DATA EXCERPT:

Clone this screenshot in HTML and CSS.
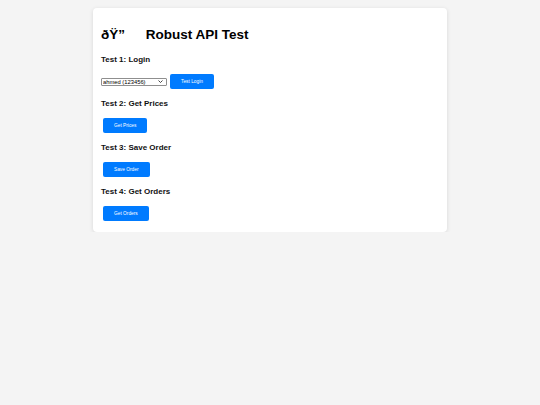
FILE: index.html
```html
<!DOCTYPE html>
<html>
<head>
    <meta charset="utf-8">
    <title>Robust API Test</title>
    <link rel="stylesheet" href="styles.css">
</head>
<body>
    <div class="container">
        <h1><span class="icon">ðŸ”</span> Robust API Test</h1>

        <!-- Test 1 -->
        <div class="test">
            <h3>Test 1: Login</h3>
            <div class="row">
                <select id="user">
                    <option>ahmed (123456)</option>
                </select>
                <button class="btn">Test Login</button>
            </div>
        </div>

        <!-- Test 2 -->
        <div class="test">
            <h3>Test 2: Get Prices</h3>
            <div class="row">
                <button class="btn">Get Prices</button>
            </div>
        </div>

        <!-- Test 3 -->
        <div class="test">
            <h3>Test 3: Save Order</h3>
            <div class="row">
                <button class="btn">Save Order</button>
            </div>
        </div>

        <!-- Test 4 -->
        <div class="test">
            <h3>Test 4: Get Orders</h3>
            <div class="row">
                <button class="btn">Get Orders</button>
            </div>
        </div>
    </div>
</body>
</html>
```

FILE: styles.css
```css
* {
    box-sizing: border-box;
}

body {
    margin: 0;
    padding-top: 8px;
    background-color: #f4f4f4;
    font-family: "Liberation Sans", Arial, sans-serif;
}

.container {
    width: 354px;
    margin: 0 auto;
    padding: 10px 8px 9px;
    background-color: white;
    border-radius: 4px;
    box-shadow: 0 1px 4px rgba(0, 0, 0, 0.12);
}

h1 {
    margin: 9px 0 12px;
    font-size: 13.5px;
    line-height: 16px;
    color: #000;
}

.icon {
    margin-right: 17px;
}

h3 {
    margin: 0 0 8px;
    font-size: 8px;
    line-height: 9px;
    color: #111;
}

.test {
    margin-bottom: 8px;
}

.test:last-child {
    margin-bottom: 0;
}

.row {
    display: flex;
    align-items: center;
    gap: 1px;
}

select {
    appearance: none;
    width: 66px;
    height: 8px;
    padding: 0 0 0 1px;
    font-size: 5.8px;
    line-height: 6px;
    font-family: "Liberation Sans", Arial, sans-serif;
    border: 1px solid #8f8f8f;
    border-radius: 1px;
    color: #000;
    background: white url("data:image/svg+xml;utf8,<svg xmlns='http://www.w3.org/2000/svg' width='5' height='3' viewBox='0 0 5 3'><path d='M0.5 0.5 L2.5 2.5 L4.5 0.5' fill='none' stroke='%23333' stroke-width='0.9'/></svg>") no-repeat right 3px center;
    background-size: 5px 3px;
}

/* Buttons */
.btn {
    margin: 2px;
    height: 15px;
    padding: 0 11px;
    background-color: #007bff;
    color: white;
    border: none;
    border-radius: 2px;
    font-size: 4.8px;
    font-family: "Liberation Sans", Arial, sans-serif;
    cursor: pointer;
}

.btn:hover {
    background-color: #0069d9;
}
```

TASK OBJECTIVE: Send back the data above word for word, with the pictures left out.

SOLUTION TO THIS EXERCISE:
Clone this screenshot in HTML and CSS.
FILE: index.html
```html
<!DOCTYPE html>
<html>
<head>
    <meta charset="utf-8">
    <title>Robust API Test</title>
    <link rel="stylesheet" href="styles.css">
</head>
<body>
    <div class="container">
        <h1><span class="icon">ðŸ”</span> Robust API Test</h1>

        <!-- Test 1 -->
        <div class="test">
            <h3>Test 1: Login</h3>
            <div class="row">
                <select id="user">
                    <option>ahmed (123456)</option>
                </select>
                <button class="btn">Test Login</button>
            </div>
        </div>

        <!-- Test 2 -->
        <div class="test">
            <h3>Test 2: Get Prices</h3>
            <div class="row">
                <button class="btn">Get Prices</button>
            </div>
        </div>

        <!-- Test 3 -->
        <div class="test">
            <h3>Test 3: Save Order</h3>
            <div class="row">
                <button class="btn">Save Order</button>
            </div>
        </div>

        <!-- Test 4 -->
        <div class="test">
            <h3>Test 4: Get Orders</h3>
            <div class="row">
                <button class="btn">Get Orders</button>
            </div>
        </div>
    </div>
</body>
</html>
```

FILE: styles.css
```css
* {
    box-sizing: border-box;
}

body {
    margin: 0;
    padding-top: 8px;
    background-color: #f4f4f4;
    font-family: "Liberation Sans", Arial, sans-serif;
}

.container {
    width: 354px;
    margin: 0 auto;
    padding: 10px 8px 9px;
    background-color: white;
    border-radius: 4px;
    box-shadow: 0 1px 4px rgba(0, 0, 0, 0.12);
}

h1 {
    margin: 9px 0 12px;
    font-size: 13.5px;
    line-height: 16px;
    color: #000;
}

.icon {
    margin-right: 17px;
}

h3 {
    margin: 0 0 8px;
    font-size: 8px;
    line-height: 9px;
    color: #111;
}

.test {
    margin-bottom: 8px;
}

.test:last-child {
    margin-bottom: 0;
}

.row {
    display: flex;
    align-items: center;
    gap: 1px;
}

select {
    appearance: none;
    width: 66px;
    height: 8px;
    padding: 0 0 0 1px;
    font-size: 5.8px;
    line-height: 6px;
    font-family: "Liberation Sans", Arial, sans-serif;
    border: 1px solid #8f8f8f;
    border-radius: 1px;
    color: #000;
    background: white url("data:image/svg+xml;utf8,<svg xmlns='http://www.w3.org/2000/svg' width='5' height='3' viewBox='0 0 5 3'><path d='M0.5 0.5 L2.5 2.5 L4.5 0.5' fill='none' stroke='%23333' stroke-width='0.9'/></svg>") no-repeat right 3px center;
    background-size: 5px 3px;
}

/* Buttons */
.btn {
    margin: 2px;
    height: 15px;
    padding: 0 11px;
    background-color: #007bff;
    color: white;
    border: none;
    border-radius: 2px;
    font-size: 4.8px;
    font-family: "Liberation Sans", Arial, sans-serif;
    cursor: pointer;
}

.btn:hover {
    background-color: #0069d9;
}
```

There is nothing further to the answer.